• The task: Show all lines from the listing below that contain "React".

• Collected data:

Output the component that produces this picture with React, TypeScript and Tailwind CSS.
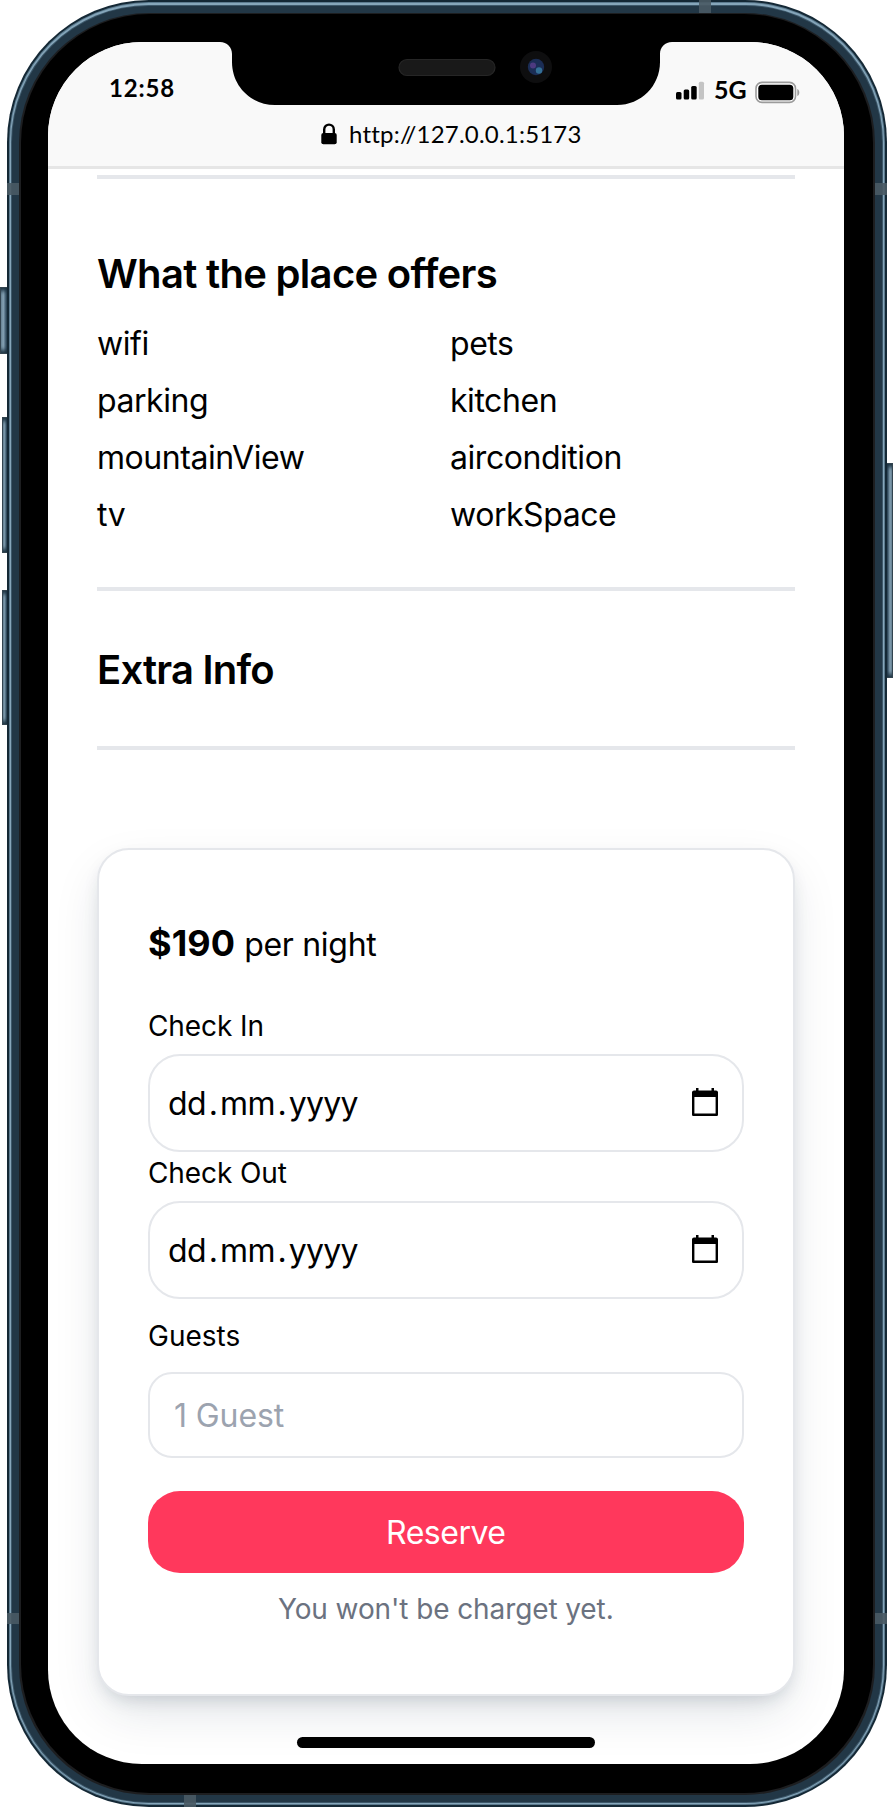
import React from "react";

const amenities = [
  "wifi",
  "pets",
  "parking",
  "kitchen",
  "mountainView",
  "aircondition",
  "tv",
  "workSpace",
];

function SideButton({ className }: { className: string }) {
  return (
    <div
      className={`absolute border border-[#33444f] bg-linear-to-r from-[#86a3b5] from-40% to-[#2b4355] shadow-[inset_0_5px_4px_-2px_#1d3342,inset_0_-5px_4px_-2px_#1d3342] ${className}`}
    />
  );
}

function Band({ className }: { className: string }) {
  return <div className={`absolute bg-[#495a64]/90 ${className}`} />;
}

function Notch() {
  return (
    <svg className="absolute left-[169px] top-0" width="460" height="64" viewBox="217 42 460 64">
      <path
        d="M219 41.5 V42 H220 C227 42 232 47 232 54 V62 C232 86 251 105 275 105 H617 C641 105 660 86 660 62 V54 C660 47 665 42 672 42 V41.5 Z"
        fill="#000"
      />
      <rect x="399" y="59.5" width="96" height="16" rx="8" fill="#191919" stroke="#262626" strokeWidth="1.2" />
      <circle cx="536" cy="67" r="16" fill="#0e0e0f" />
      <circle cx="536" cy="67" r="8.2" fill="#1b2d55" />
      <circle cx="533" cy="65.5" r="3" fill="#4d3a80" />
      <circle cx="539" cy="70.5" r="3.2" fill="#347096" />
    </svg>
  );
}

function BrowserBar() {
  return (
    <header className="h-[127px] shrink-0 border-b-[3px] border-[#e6e6e6] bg-[#f9f9f9] font-['Lato',sans-serif] text-black">
      <div className="flex h-[72px] items-start justify-between pl-[61px] pr-[43.5px]">
        <span className="mt-[29px] text-[24px] font-bold leading-[34px] tracking-[0.8px]">12:58</span>
        <div className="mt-[32px] flex items-start">
          <svg className="mt-[7px]" width="29" height="19" viewBox="0 0 29 19">
            <rect x="0" y="11" width="5.5" height="7.5" rx="1.5" />
            <rect x="7.7" y="8.5" width="5.5" height="10" rx="1.5" />
            <rect x="15.2" y="5" width="5.5" height="13.5" rx="1.5" />
            <rect x="22.8" y="0.7" width="5.2" height="17.8" rx="1.5" fill="#c4c4c4" />
          </svg>
          <span className="-mt-[2px] ml-[9px] w-[33px] whitespace-nowrap text-[25px] font-bold leading-[34px]">5G</span>
          <svg className="ml-[8px] mt-[7px]" width="45" height="23" viewBox="0 0 45 23">
            <rect x="1" y="1.4" width="39.5" height="20" rx="6" fill="#fff" stroke="#9b9b9b" strokeWidth="1.6" />
            <rect x="3.3" y="3.7" width="35" height="15.6" rx="3.5" />
            <path d="M42.3 8 C45 9 45 14 42.3 15 Z" fill="#9b9b9b" />
          </svg>
        </div>
      </div>
      <div className="flex h-[40px] items-center pl-[273px]">
        <svg width="16" height="22" viewBox="0 0 16 22">
          <path d="M3.2 11 V6.5 C3.2 0 12.8 0 12.8 6.5 V11" fill="none" stroke="#000" strokeWidth="2.4" />
          <rect x="0.3" y="10" width="15.4" height="11.3" rx="2" />
        </svg>
        <span className="ml-[12px] text-[24px] leading-[34px] tracking-[0.2px]">http://127.0.0.1:5173</span>
      </div>
    </header>
  );
}

function Rule({ className }: { className: string }) {
  return <hr className={`h-[4px] shrink-0 border-0 bg-[#e5e7eb] ${className}`} />;
}

function DateField({ label, className }: { label: string; className: string }) {
  return (
    <label className={`block ${className}`}>
      <span className="block text-[28px] leading-[40px] tracking-[-0.1px]">{label}</span>
      <span className="mt-[7.5px] flex h-[98px] items-center justify-between rounded-[32px] border-2 border-[#e5e7eb] pl-[18px] pr-[24px]">
        <span className="mt-[2px] flex text-[32px] leading-[40px] tracking-[-0.5px]">
          <span>dd</span>
          <span className="px-[2.5px]">.</span>
          <span>mm</span>
          <span className="px-[2.5px]">.</span>
          <span className="tracking-[-0.7px]">yyyy</span>
        </span>
        <svg width="26" height="28" viewBox="0 0 26 28" className="-mt-[2px]">
          <path d="M1.2 4 V26.8 H24.8 V4" fill="none" stroke="#000" strokeWidth="2.4" strokeLinejoin="round" />
          <path d="M0 9 V4.5 Q0 2.5 2 2.5 H4 V0 H6.5 V2.5 H19.5 V0 H22 V2.5 H24 Q26 2.5 26 4.5 V9 Z" />
        </svg>
      </span>
    </label>
  );
}

function BookingCard() {
  return (
    <section className="mt-[98px] flex h-[848.5px] shrink-0 flex-col rounded-[32px] border-2 border-[#e5e7eb] bg-white px-[49px] pt-[65.5px] shadow-[0_20px_50px_-6px_rgba(15,35,60,0.13),0_8px_20px_-8px_rgba(15,35,60,0.22)]">
      <p className="flex h-[56px] items-baseline text-[32px] leading-[56px] tracking-[-0.3px]">
        <span className="mr-[9px] text-[36px] font-bold tracking-[0.1px]">$190</span>
        per night
      </p>
      <DateField label="Check In" className="mt-[35px]" />
      <DateField label="Check Out" className="mt-[1.5px]" />
      <label className="mt-[17px] block">
        <span className="block text-[28px] leading-[40px]">Guests</span>
        <input
          className="mt-[16px] block h-[86px] w-full rounded-[24px] border-2 border-[#e5e7eb] px-[24px] pt-[2px] text-[32px] tracking-[-0.1px] placeholder:text-[#9ca3af]"
          placeholder="1 Guest"
        />
      </label>
      <button className="mt-[33px] h-[82px] shrink-0 rounded-[32px] bg-[#ff385c] pt-[2px] text-[32px] tracking-[-0.5px] text-white">
        Reserve
      </button>
      <p className="mt-[16px] text-center text-[28px] leading-[40px] tracking-[-0.1px] text-[#6b7280]">
        You won't be charget yet.
      </p>
    </section>
  );
}

export default function App() {
  return (
    <div className="relative h-[1807px] w-[893px] overflow-hidden bg-white pl-[6.5px] pr-[6px] font-['Inter',sans-serif] text-black">
      <SideButton className="left-0 top-[287px] h-[67px] w-[8px]" />
      <SideButton className="left-[2px] top-[417px] h-[136px] w-[6px]" />
      <SideButton className="left-[2px] top-[590px] h-[135px] w-[6px]" />
      <SideButton className="right-0 top-[463px] h-[215px] w-[7px] rotate-180" />

      <div className="relative h-full rounded-[142px] bg-[#142835] p-[2px]">
        <div className="h-full rounded-[140px] bg-[#5c7b8f] p-[1px]">
          <div className="h-full rounded-[139px] bg-[#86a6ba] p-[1.5px]">
            <div className="h-full rounded-[137.5px] bg-[#3d586a] p-[1px]">
              <div className="h-full rounded-[136.5px] bg-[#223746] p-[7px]">
                <div className="h-full rounded-[130px] bg-[#1d1e20] p-[1.5px]">
                  <div className="h-full rounded-[129px] bg-black pb-[29.5px] pl-[27.5px] pr-[29.5px] pt-[28px]">
                    <main className="relative flex h-full flex-col overflow-hidden rounded-[94px] bg-white">
                      <BrowserBar />
                      <Notch />
                      <div className="flex min-h-0 grow flex-col px-[49px]">
                        <Rule className="mt-[6px]" />
                        <h2 className="mt-[67px] text-[40px] font-semibold leading-[56px] tracking-[-0.7px]">
                          What the place offers
                        </h2>
                        <ul className="mt-[12.8px] grid grid-cols-[353px_1fr] text-[32px] leading-[57.2px] tracking-[-0.45px]">
                          {amenities.map((name) => (
                            <li key={name}>{name}</li>
                          ))}
                        </ul>
                        <Rule className="mt-[43.2px]" />
                        <h2 className="mt-[51.5px] text-[40px] font-semibold leading-[56px] tracking-[-0.8px]">
                          Extra Info
                        </h2>
                        <Rule className="mt-[47.5px]" />
                        <BookingCard />
                      </div>
                      <div className="absolute bottom-[16px] left-[249px] h-[10.5px] w-[298px] rounded-full bg-black" />
                    </main>
                  </div>
                </div>
              </div>
            </div>
          </div>
        </div>
        <Band className="left-0 top-[183px] h-[12px] w-[12.5px]" />
        <Band className="right-0 top-[183px] h-[12px] w-[12.5px]" />
        <Band className="left-[692.5px] top-0 h-[13px] w-[12px]" />
        <Band className="left-0 top-[1613px] h-[11px] w-[12.5px]" />
        <Band className="right-0 top-[1613px] h-[11px] w-[12.5px]" />
        <Band className="bottom-0 left-[177.5px] h-[12px] w-[12px]" />
      </div>
    </div>
  );
}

• Task response:
Output the component that produces this picture with React, TypeScript and Tailwind CSS.
import React from "react";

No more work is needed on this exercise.